Problem description:
Omit all images. Transcribe the rest of the material below exactly.

Provided material:
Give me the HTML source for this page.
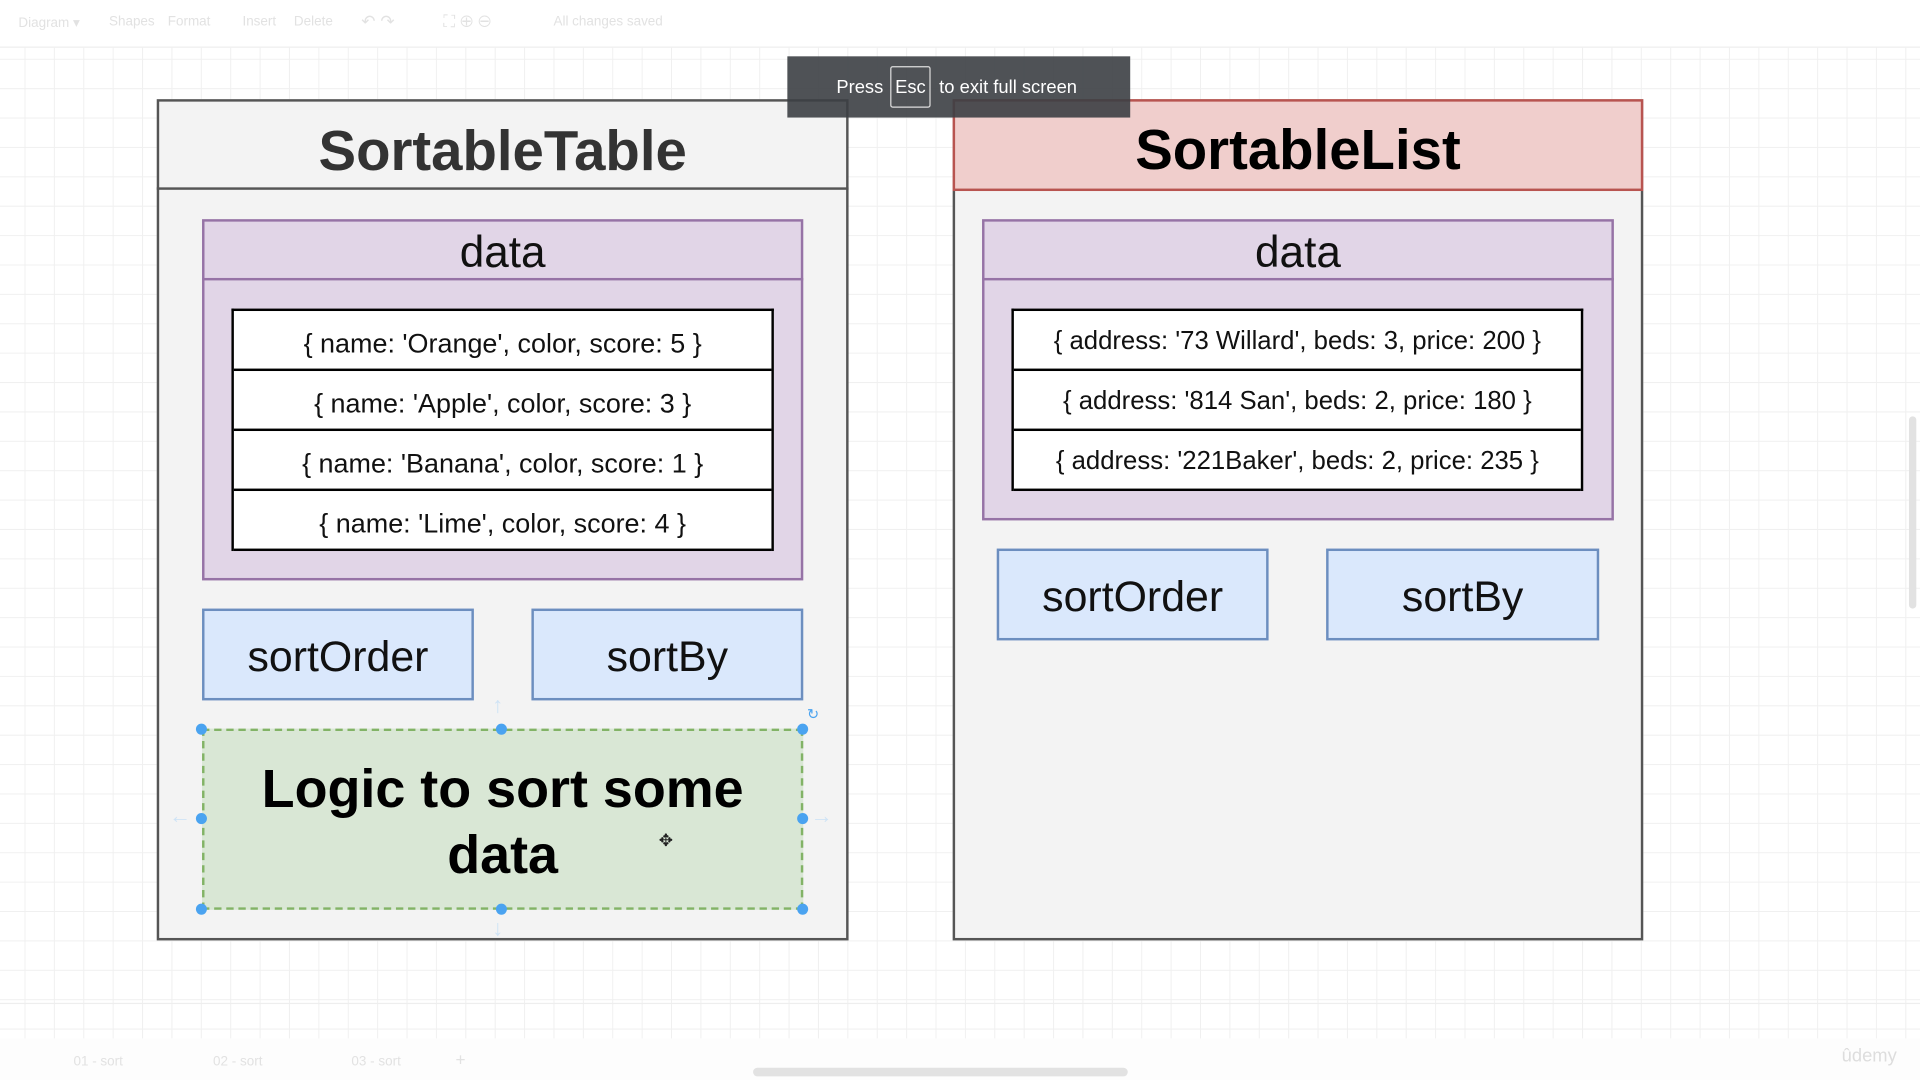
<!DOCTYPE html>
<html><head><meta charset="utf-8"><style>
*{margin:0;padding:0;box-sizing:border-box}
html,body{width:1920px;height:1080px;overflow:hidden;background:#fff}
#s{position:absolute;left:0;top:0;width:1568px;height:882px;transform:scale(1.22449);transform-origin:0 0;font-family:"Liberation Sans",Arial,sans-serif;
background-color:#fff;background-image:linear-gradient(#f0f0f0 1px,transparent 1px),linear-gradient(90deg,#f0f0f0 1px,transparent 1px);background-size:24px 24px;background-position:-4px 0}
.a{position:absolute}
.c{display:flex;align-items:center;justify-content:center;text-align:center}
.tb{color:#e2e2e2;font-size:11px;top:12px}
.row{position:absolute;left:0;right:0;height:49px;border-bottom:2px solid #000;font-size:22px;color:#111;display:flex;align-items:center;justify-content:center;padding-top:6px}
.h{width:9px;height:9px;border-radius:50%;background:#4aa3f0;position:absolute}
</style></head><body><div id="s">
<div class="a" style="left:0;top:0;width:1568px;height:39px;background:#fff;border-bottom:1px solid #eee"></div>
<div class="a tb" style="left:15px">Diagram ▾</div>
<div class="a tb" style="left:89px">Shapes</div>
<div class="a tb" style="left:137px">Format</div>
<div class="a tb" style="left:198px">Insert</div>
<div class="a tb" style="left:240px">Delete</div>
<div class="a tb" style="left:295px;font-size:14px;top:9px">↶ ↷</div>
<div class="a tb" style="left:362px;font-size:14px;top:9px">⛶ ⊕ ⊖</div>
<div class="a tb" style="left:452px">All changes saved</div>

<!-- left -->
<div class="a" style="left:128px;top:81px;width:565px;height:687px;background:#f3f3f3;border:2px solid #555"></div>
<div class="a c" style="left:128px;top:85px;width:565px;height:70px;font-size:46px;font-weight:bold;color:#333;padding-top:6px">SortableTable</div>
<div class="a" style="left:128px;top:153px;width:565px;height:2px;background:#555"></div>
<div class="a" style="left:165px;top:179px;width:491px;height:295px;background:#e1d5e7;border:2px solid #9673a6"></div>
<div class="a c" style="left:165px;top:179px;width:491px;height:50px;border-bottom:2px solid #9673a6;font-size:36px;color:#111;padding-top:5px">data</div>
<div class="a" style="left:189px;top:252px;width:443px;height:198px;background:#fff;border:2px solid #000;border-bottom:none">
<div class="row" style="top:0">{ name: 'Orange', color, score: 5 }</div>
<div class="row" style="top:49px">{ name: 'Apple', color, score: 3 }</div>
<div class="row" style="top:98px">{ name: 'Banana', color, score: 1 }</div>
<div class="row" style="top:147px">{ name: 'Lime', color, score: 4 }</div>
</div>
<div class="a c" style="left:165px;top:497px;width:222px;height:75px;background:#dae8fc;border:2px solid #6c8ebf;font-size:35px;color:#111;padding-top:4px">sortOrder</div>
<div class="a c" style="left:434px;top:497px;width:222px;height:75px;background:#dae8fc;border:2px solid #6c8ebf;font-size:35px;color:#111;padding-top:4px">sortBy</div>
<div class="a c" style="left:165px;top:595px;width:491px;height:148px;background:#d9e7d5;border:2px dashed #82b366;font-size:44px;font-weight:bold;line-height:54px;color:#000;padding-top:6px">Logic to sort some<br>data</div>
<div class="h" style="left:160px;top:591px"></div><div class="h" style="left:405px;top:591px"></div><div class="h" style="left:651px;top:591px"></div>
<div class="h" style="left:160px;top:664px"></div><div class="h" style="left:651px;top:664px"></div>
<div class="h" style="left:160px;top:738px"></div><div class="h" style="left:405px;top:738px"></div><div class="h" style="left:651px;top:738px"></div>
<div class="a" style="left:402px;top:566px;color:#cfe3f5;font-size:18px">↑</div>
<div class="a" style="left:402px;top:748px;color:#cfe3f5;font-size:18px">↓</div>
<div class="a" style="left:138px;top:656px;color:#cfe3f5;font-size:18px">←</div>
<div class="a" style="left:662px;top:656px;color:#cfe3f5;font-size:18px">→</div>
<div class="a" style="left:659px;top:576px;color:#4aa3f0;font-size:12px">↻</div>
<div class="a" style="left:538px;top:678px;font-size:14px;color:#222">✥</div>

<!-- right -->
<div class="a" style="left:778px;top:81px;width:564px;height:687px;background:#f3f3f3;border:2px solid #555"></div>
<div class="a c" style="left:778px;top:81px;width:564px;height:75px;background:#f0cecc;border:2px solid #b85450;font-size:46px;font-weight:bold;color:#000;padding-top:6px">SortableList</div>
<div class="a" style="left:802px;top:179px;width:516px;height:246px;background:#e1d5e7;border:2px solid #9673a6"></div>
<div class="a c" style="left:802px;top:179px;width:516px;height:50px;border-bottom:2px solid #9673a6;font-size:36px;color:#111;padding-top:5px">data</div>
<div class="a" style="left:826px;top:252px;width:467px;height:149px;background:#fff;border:2px solid #000;border-bottom:none">
<div class="row" style="top:0;font-size:21px;padding-top:3px">{ address: '73 Willard', beds: 3, price: 200 }</div>
<div class="row" style="top:49px;font-size:21px;padding-top:3px">{ address: '814 San', beds: 2, price: 180 }</div>
<div class="row" style="top:98px;font-size:21px;padding-top:3px">{ address: '221Baker', beds: 2, price: 235 }</div>
</div>
<div class="a c" style="left:814px;top:448px;width:222px;height:75px;background:#dae8fc;border:2px solid #6c8ebf;font-size:35px;color:#111;padding-top:4px">sortOrder</div>
<div class="a c" style="left:1083px;top:448px;width:223px;height:75px;background:#dae8fc;border:2px solid #6c8ebf;font-size:35px;color:#111;padding-top:4px">sortBy</div>

<!-- overlay -->
<div class="a" style="left:643px;top:46px;width:280px;height:50px;background:rgba(60,63,68,0.9);color:#fff;font-size:15px">
<span class="a" style="left:40px;top:17px">Press</span>
<span class="a c" style="left:84px;top:8px;width:33px;height:34px;border:1px solid #ddd;border-radius:2px">Esc</span>
<span class="a" style="left:124px;top:17px">to exit full screen</span>
</div>

<!-- bottom -->
<div class="a" style="left:0;top:819px;width:1568px;height:1px;background:#eee"></div>
<div class="a" style="left:0;top:848px;width:1568px;height:34px;background:#fdfdfd"></div>
<div class="a tb" style="left:60px;top:861px">01 - sort</div>
<div class="a tb" style="left:174px;top:861px">02 - sort</div>
<div class="a tb" style="left:287px;top:861px">03 - sort</div>
<div class="a tb" style="left:372px;top:857px;font-size:14px">+</div>
<div class="a" style="left:615px;top:872px;width:306px;height:7px;background:#e2e2e2;border-radius:4px"></div>
<div class="a" style="left:1559px;top:340px;width:6px;height:157px;background:#e2e2e2;border-radius:3px"></div>
<div class="a" style="left:1504px;top:854px;color:#ddd;font-size:15px">ûdemy</div>
</div></body></html>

Answer to this exercise:
Give me the HTML source for this page.
<!DOCTYPE html>
<html><head><meta charset="utf-8"><style>
*{margin:0;padding:0;box-sizing:border-box}
html,body{width:1920px;height:1080px;overflow:hidden;background:#fff}
#s{position:absolute;left:0;top:0;width:1568px;height:882px;transform:scale(1.22449);transform-origin:0 0;font-family:"Liberation Sans",Arial,sans-serif;
background-color:#fff;background-image:linear-gradient(#f0f0f0 1px,transparent 1px),linear-gradient(90deg,#f0f0f0 1px,transparent 1px);background-size:24px 24px;background-position:-4px 0}
.a{position:absolute}
.c{display:flex;align-items:center;justify-content:center;text-align:center}
.tb{color:#e2e2e2;font-size:11px;top:12px}
.row{position:absolute;left:0;right:0;height:49px;border-bottom:2px solid #000;font-size:22px;color:#111;display:flex;align-items:center;justify-content:center;padding-top:6px}
.h{width:9px;height:9px;border-radius:50%;background:#4aa3f0;position:absolute}
</style></head><body><div id="s">
<div class="a" style="left:0;top:0;width:1568px;height:39px;background:#fff;border-bottom:1px solid #eee"></div>
<div class="a tb" style="left:15px">Diagram ▾</div>
<div class="a tb" style="left:89px">Shapes</div>
<div class="a tb" style="left:137px">Format</div>
<div class="a tb" style="left:198px">Insert</div>
<div class="a tb" style="left:240px">Delete</div>
<div class="a tb" style="left:295px;font-size:14px;top:9px">↶ ↷</div>
<div class="a tb" style="left:362px;font-size:14px;top:9px">⛶ ⊕ ⊖</div>
<div class="a tb" style="left:452px">All changes saved</div>

<!-- left -->
<div class="a" style="left:128px;top:81px;width:565px;height:687px;background:#f3f3f3;border:2px solid #555"></div>
<div class="a c" style="left:128px;top:85px;width:565px;height:70px;font-size:46px;font-weight:bold;color:#333;padding-top:6px">SortableTable</div>
<div class="a" style="left:128px;top:153px;width:565px;height:2px;background:#555"></div>
<div class="a" style="left:165px;top:179px;width:491px;height:295px;background:#e1d5e7;border:2px solid #9673a6"></div>
<div class="a c" style="left:165px;top:179px;width:491px;height:50px;border-bottom:2px solid #9673a6;font-size:36px;color:#111;padding-top:5px">data</div>
<div class="a" style="left:189px;top:252px;width:443px;height:198px;background:#fff;border:2px solid #000;border-bottom:none">
<div class="row" style="top:0">{ name: 'Orange', color, score: 5 }</div>
<div class="row" style="top:49px">{ name: 'Apple', color, score: 3 }</div>
<div class="row" style="top:98px">{ name: 'Banana', color, score: 1 }</div>
<div class="row" style="top:147px">{ name: 'Lime', color, score: 4 }</div>
</div>
<div class="a c" style="left:165px;top:497px;width:222px;height:75px;background:#dae8fc;border:2px solid #6c8ebf;font-size:35px;color:#111;padding-top:4px">sortOrder</div>
<div class="a c" style="left:434px;top:497px;width:222px;height:75px;background:#dae8fc;border:2px solid #6c8ebf;font-size:35px;color:#111;padding-top:4px">sortBy</div>
<div class="a c" style="left:165px;top:595px;width:491px;height:148px;background:#d9e7d5;border:2px dashed #82b366;font-size:44px;font-weight:bold;line-height:54px;color:#000;padding-top:6px">Logic to sort some<br>data</div>
<div class="h" style="left:160px;top:591px"></div><div class="h" style="left:405px;top:591px"></div><div class="h" style="left:651px;top:591px"></div>
<div class="h" style="left:160px;top:664px"></div><div class="h" style="left:651px;top:664px"></div>
<div class="h" style="left:160px;top:738px"></div><div class="h" style="left:405px;top:738px"></div><div class="h" style="left:651px;top:738px"></div>
<div class="a" style="left:402px;top:566px;color:#cfe3f5;font-size:18px">↑</div>
<div class="a" style="left:402px;top:748px;color:#cfe3f5;font-size:18px">↓</div>
<div class="a" style="left:138px;top:656px;color:#cfe3f5;font-size:18px">←</div>
<div class="a" style="left:662px;top:656px;color:#cfe3f5;font-size:18px">→</div>
<div class="a" style="left:659px;top:576px;color:#4aa3f0;font-size:12px">↻</div>
<div class="a" style="left:538px;top:678px;font-size:14px;color:#222">✥</div>

<!-- right -->
<div class="a" style="left:778px;top:81px;width:564px;height:687px;background:#f3f3f3;border:2px solid #555"></div>
<div class="a c" style="left:778px;top:81px;width:564px;height:75px;background:#f0cecc;border:2px solid #b85450;font-size:46px;font-weight:bold;color:#000;padding-top:6px">SortableList</div>
<div class="a" style="left:802px;top:179px;width:516px;height:246px;background:#e1d5e7;border:2px solid #9673a6"></div>
<div class="a c" style="left:802px;top:179px;width:516px;height:50px;border-bottom:2px solid #9673a6;font-size:36px;color:#111;padding-top:5px">data</div>
<div class="a" style="left:826px;top:252px;width:467px;height:149px;background:#fff;border:2px solid #000;border-bottom:none">
<div class="row" style="top:0;font-size:21px;padding-top:3px">{ address: '73 Willard', beds: 3, price: 200 }</div>
<div class="row" style="top:49px;font-size:21px;padding-top:3px">{ address: '814 San', beds: 2, price: 180 }</div>
<div class="row" style="top:98px;font-size:21px;padding-top:3px">{ address: '221Baker', beds: 2, price: 235 }</div>
</div>
<div class="a c" style="left:814px;top:448px;width:222px;height:75px;background:#dae8fc;border:2px solid #6c8ebf;font-size:35px;color:#111;padding-top:4px">sortOrder</div>
<div class="a c" style="left:1083px;top:448px;width:223px;height:75px;background:#dae8fc;border:2px solid #6c8ebf;font-size:35px;color:#111;padding-top:4px">sortBy</div>

<!-- overlay -->
<div class="a" style="left:643px;top:46px;width:280px;height:50px;background:rgba(60,63,68,0.9);color:#fff;font-size:15px">
<span class="a" style="left:40px;top:17px">Press</span>
<span class="a c" style="left:84px;top:8px;width:33px;height:34px;border:1px solid #ddd;border-radius:2px">Esc</span>
<span class="a" style="left:124px;top:17px">to exit full screen</span>
</div>

<!-- bottom -->
<div class="a" style="left:0;top:819px;width:1568px;height:1px;background:#eee"></div>
<div class="a" style="left:0;top:848px;width:1568px;height:34px;background:#fdfdfd"></div>
<div class="a tb" style="left:60px;top:861px">01 - sort</div>
<div class="a tb" style="left:174px;top:861px">02 - sort</div>
<div class="a tb" style="left:287px;top:861px">03 - sort</div>
<div class="a tb" style="left:372px;top:857px;font-size:14px">+</div>
<div class="a" style="left:615px;top:872px;width:306px;height:7px;background:#e2e2e2;border-radius:4px"></div>
<div class="a" style="left:1559px;top:340px;width:6px;height:157px;background:#e2e2e2;border-radius:3px"></div>
<div class="a" style="left:1504px;top:854px;color:#ddd;font-size:15px">ûdemy</div>
</div></body></html>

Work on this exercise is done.